One big driver of the current processor design are the programs written to run on current chips. Dally said that the long-standing, 40-year-old serial programming practices are ones that will be hard to change, and that programmers trained in parallel programming are scarce.
"The computing industry must seize this opportunity and avoid stagnation, by focusing software development and training on throughput computers - not on multi-core CPUs," Dally concluded. "Let's enable the future of computing to fly--not rumble along on trains with wings."

I totally agree with this statement here. However, if this were to change, and more were trained in how to properly program for parallel computing, then the same could be said about the need to train more on how to properly program for serial/series computing - which is where we are currently in processor design. I think it's more fair to say the insufficiency lies on both sides.
On another note, am I the only one finding it amusing that the chief scientist of R&D at Nvidia is stating the CPU consumes too much energy??? Did he forget about the monster they just released, or does he still consider it to be within acceptable power requirements or efficient enough?
And really, some programs (algorithms) can never turned into a parallel app
"Our tech is the future, everyone else has no idea what they are doing. Please buy our GPGPU crap, even though it is inferior to what our competitors are making right now for everyday use."
Maybe this will open some eyes.... but i doubt many for now....
too many are in a stupor doing things they way that is the norm and easiest for them instead of how should be... how long will it take for people to wake up to the direction change needs to go?
And really, some programs (algorithms) can never turned into a parallel app
I totally agree with this statement here. However, if this were to change, and more were trained in how to properly program for parallel computing, then the same could be said about the need to train more on how to properly program for serial/series computing - which is where we are currently in processor design.

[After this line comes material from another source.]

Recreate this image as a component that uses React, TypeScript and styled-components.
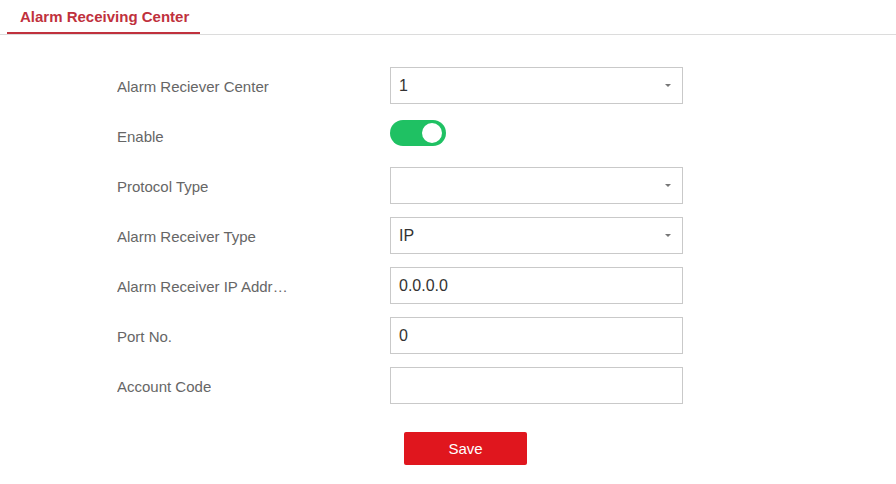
import styled, { createGlobalStyle } from "styled-components";

const GlobalStyle = createGlobalStyle`
  body {
    margin: 0;
    background: #fff;
    font-family: "Liberation Sans", Arial, sans-serif;
  }
`;

const Page = styled.div`
  width: 896px;
  height: 484px;
  overflow: hidden;
`;

const TabBar = styled.div`
  display: flex;
  height: 34px;
  padding-left: 7px;
  border-bottom: 1px solid #dcdcdc;
`;

const Tab = styled.div`
  display: flex;
  align-items: center;
  padding: 0 11px 0 13px;
  height: 32px;
  border-bottom: 2px solid #c0313d;
  font-size: 15px;
  font-weight: bold;
  color: #c0313d;
`;

const Form = styled.div`
  display: flex;
  flex-direction: column;
  gap: 13px;
  padding: 32px 0 0 117px;
`;

const Row = styled.div`
  display: flex;
  align-items: center;
  height: 37px;
`;

const Label = styled.div`
  width: 273px;
  font-size: 15px;
  color: #666;
`;

const LabelText = styled.span`
  display: inline-block;
  max-width: 172px;
  white-space: nowrap;
  overflow: hidden;
  text-overflow: ellipsis;
  vertical-align: middle;
`;

const Field = styled.div`
  box-sizing: border-box;
  display: flex;
  align-items: center;
  justify-content: space-between;
  width: 293px;
  height: 37px;
  padding: 0 9px 0 8px;
  border: 1px solid #c9c9c9;
  background: #fff;
  font-size: 16px;
  color: #333;
`;

const Caret = styled.span`
  width: 0;
  height: 0;
  margin-right: 2px;
  border-left: 3px solid transparent;
  border-right: 3px solid transparent;
  border-top: 3px solid #777;
`;

const Switch = styled.div<{ on: boolean }>`
  box-sizing: border-box;
  display: flex;
  justify-content: ${(p) => (p.on ? "flex-end" : "flex-start")};
  align-items: center;
  width: 56px;
  height: 26px;
  margin-top: -6px;
  padding: 0 4px;
  border-radius: 13px;
  background: ${(p) => (p.on ? "#1fc163" : "#ccc")};
`;

const Knob = styled.span`
  width: 20px;
  height: 20px;
  border-radius: 50%;
  background: #fff;
`;

const Actions = styled.div`
  padding: 28px 0 0 404px;
`;

const SaveButton = styled.button`
  width: 123px;
  height: 33px;
  border: none;
  border-radius: 2px;
  background: #e0161e;
  color: #fff;
  font-family: "Liberation Sans", Arial, sans-serif;
  font-size: 15px;
  cursor: pointer;
`;

const rows = [
  { label: "Alarm Reciever Center", value: "1", select: true },
  { label: "Enable", toggle: true },
  { label: "Protocol Type", value: "", select: true },
  { label: "Alarm Receiver Type", value: "IP", select: true },
  { label: "Alarm Receiver IP Address", value: "0.0.0.0" },
  { label: "Port No.", value: "0" },
  { label: "Account Code", value: "" },
];

const App = () => {
  return (
    <Page>
      <GlobalStyle />
      <TabBar>
        <Tab>Alarm Receiving Center</Tab>
      </TabBar>
      <Form>
        {rows.map((r, idx) => (
          <Row key={idx}>
            <Label>
              <LabelText>{r.label}</LabelText>
            </Label>
            {r.toggle ? (
              <Switch on>
                <Knob />
              </Switch>
            ) : (
              <Field>
                <span>{r.value}</span>
                {r.select && <Caret />}
              </Field>
            )}
          </Row>
        ))}
      </Form>
      <Actions>
        <SaveButton>Save</SaveButton>
      </Actions>
    </Page>
  );
};

export default App;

I think it's more fair to say the insufficiency lies on both sides.
On another note, am I the only one finding it amusing that the chief scientist of R&D at Nvidia is stating the CPU consumes too much energy??? Did he forget about the monster they just released, or does he still consider it to be within acceptable power requirements or efficient enough?

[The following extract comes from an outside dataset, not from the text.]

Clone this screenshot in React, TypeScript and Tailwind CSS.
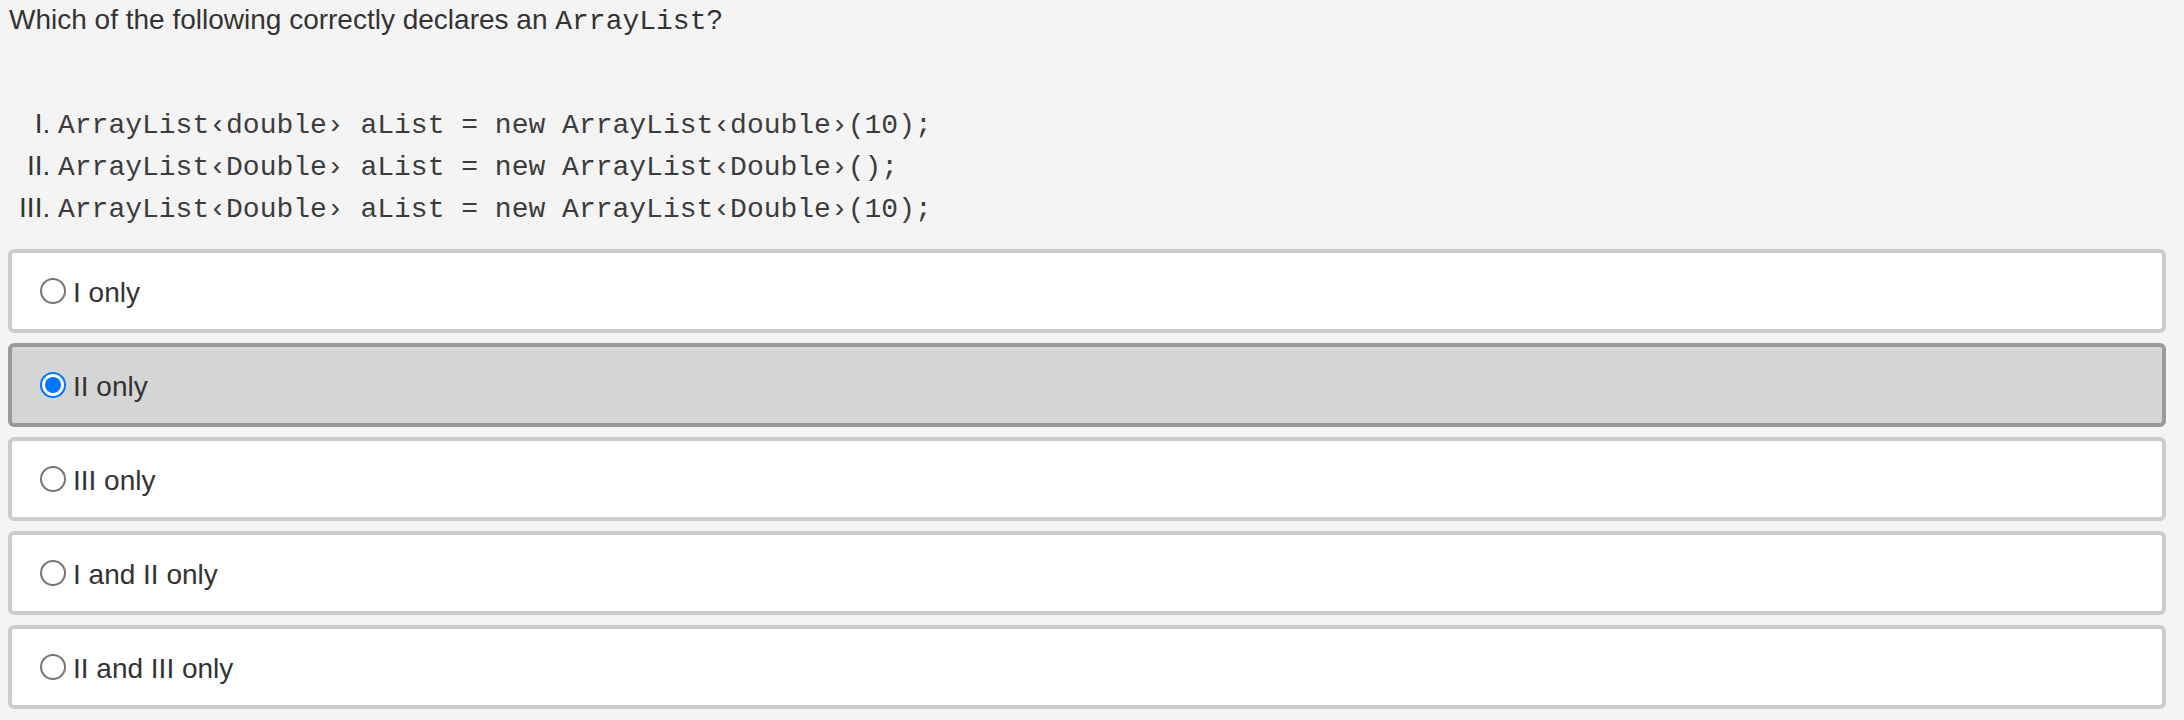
const mono = "font-['Liberation_Mono',monospace]";

const codeLines = [
  "ArrayList‹double› aList = new ArrayList‹double›(10);",
  "ArrayList‹Double› aList = new ArrayList‹Double›();",
  "ArrayList‹Double› aList = new ArrayList‹Double›(10);",
];

const choices = [
  { label: "I only", checked: false },
  { label: "II only", checked: true },
  { label: "III only", checked: false },
  { label: "I and II only", checked: false },
  { label: "II and III only", checked: false },
];

function Radio({ checked }: { checked: boolean }) {
  if (checked) {
    return (
      <span className="flex h-[26px] w-[26px] shrink-0 items-center justify-center rounded-full border-2 border-[#0075ff] bg-white">
        <span className="h-[16px] w-[16px] rounded-full bg-[#0075ff]" />
      </span>
    );
  }
  return (
    <span className="h-[26px] w-[26px] shrink-0 rounded-full border-2 border-[#767676] bg-white" />
  );
}

function Choice({ label, checked }: { label: string; checked: boolean }) {
  return (
    <label
      className={
        checked
          ? "flex h-[84px] items-center gap-[7px] rounded-[6px] border-4 border-[#9a9a9a] bg-[#d5d5d5] pl-[28px]"
          : "flex h-[84px] items-center gap-[7px] rounded-[6px] border-4 border-[#cccccc] bg-white pl-[28px]"
      }
    >
      <Radio checked={checked} />
      <span className="pt-[4px]">{label}</span>
    </label>
  );
}

export default function App() {
  return (
    <div className="h-[720px] w-full bg-[#f4f4f4] pr-[18px] pl-[8px] font-['Liberation_Sans',Arial,sans-serif] text-[28px] leading-[40px] text-[#333333]">
      <p className="pl-[1px]">
        Which of the following correctly declares an{" "}
        <span className={mono}>ArrayList</span>?
      </p>
      <ol className="mt-[61px] list-[upper-roman] pl-[50px] leading-[42px]">
        {codeLines.map((line) => (
          <li key={line}>
            <span className={`${mono} leading-none whitespace-pre text-[#3c3c3c]`}>{line}</span>
          </li>
        ))}
      </ol>
      <div className="mt-[20px] flex flex-col gap-[10px]">
        {choices.map((c) => (
          <Choice key={c.label} label={c.label} checked={c.checked} />
        ))}
      </div>
    </div>
  );
}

This. Extremely few programs today even properly use the limited amount of cores we have now. Look at all the programs that are still single threaded that could easily benefit from parallelism (QuickTime and iTunes for one). There are also other algorithms that simply CAN"T be made parallel (some parts of video encoding that depend on previous results for the next task).

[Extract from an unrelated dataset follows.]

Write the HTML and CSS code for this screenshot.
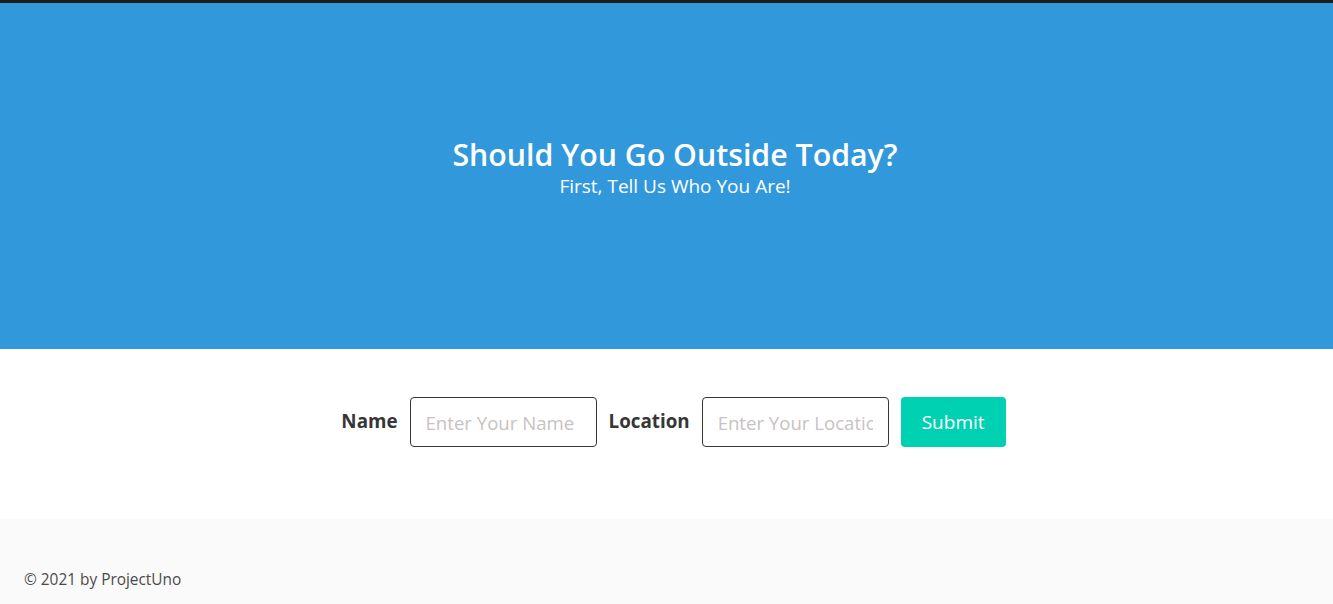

then there's parallelized code, which is hell for programmers
and then there's what we could call "Dally's law": your graphics card must be twice as hot every 12 months
But I do agree with what he's saying. We need to put more effort into parallel speed than serial.
His reading an essay analogy is the perfect example of that. People have to read one word at the time. Not getting a bunch of people to read a few words and be done, because that would make no sense at all.
Thats a bad example, think of it as doing video encoding. If you have one core doing all the work. Then that core has to do every frame line by line before it can move to the next frame. But if you had 4 cores, you could divide each frame into 4 parts and each core could work on their part before moving to the next frame. Obviously there would need to be a controller that kept all the cores in sync and combined each part of the frame back to a whole so that it would make sense to the end user. However even with that overhead it would still be much faster.
Human understanding and core thread execution are 2 different things and I don't think you can use that analogy when trying to differentiate parallel vs serial processing. Even if it doesn't make sense to each individual core that is only reading a small portion,it will make sense when it put back together in the end by the controller, to the end user that ultimately reads the document.
Ok, how about turning the billions of working COBOL lines of code running in mainframes of huge companies into parallel computing? You, Mr. Dally, do you accept this challenge?
Nvidia is becoming a huge biased company, spreading the lobby of parallel computing to everyone. We are still waiting for something real (and useful) to get impressed.
Serial processors still have their uses, and in applications like this, they're so much faster than one CUDA core, say (which is all I'll be able to use).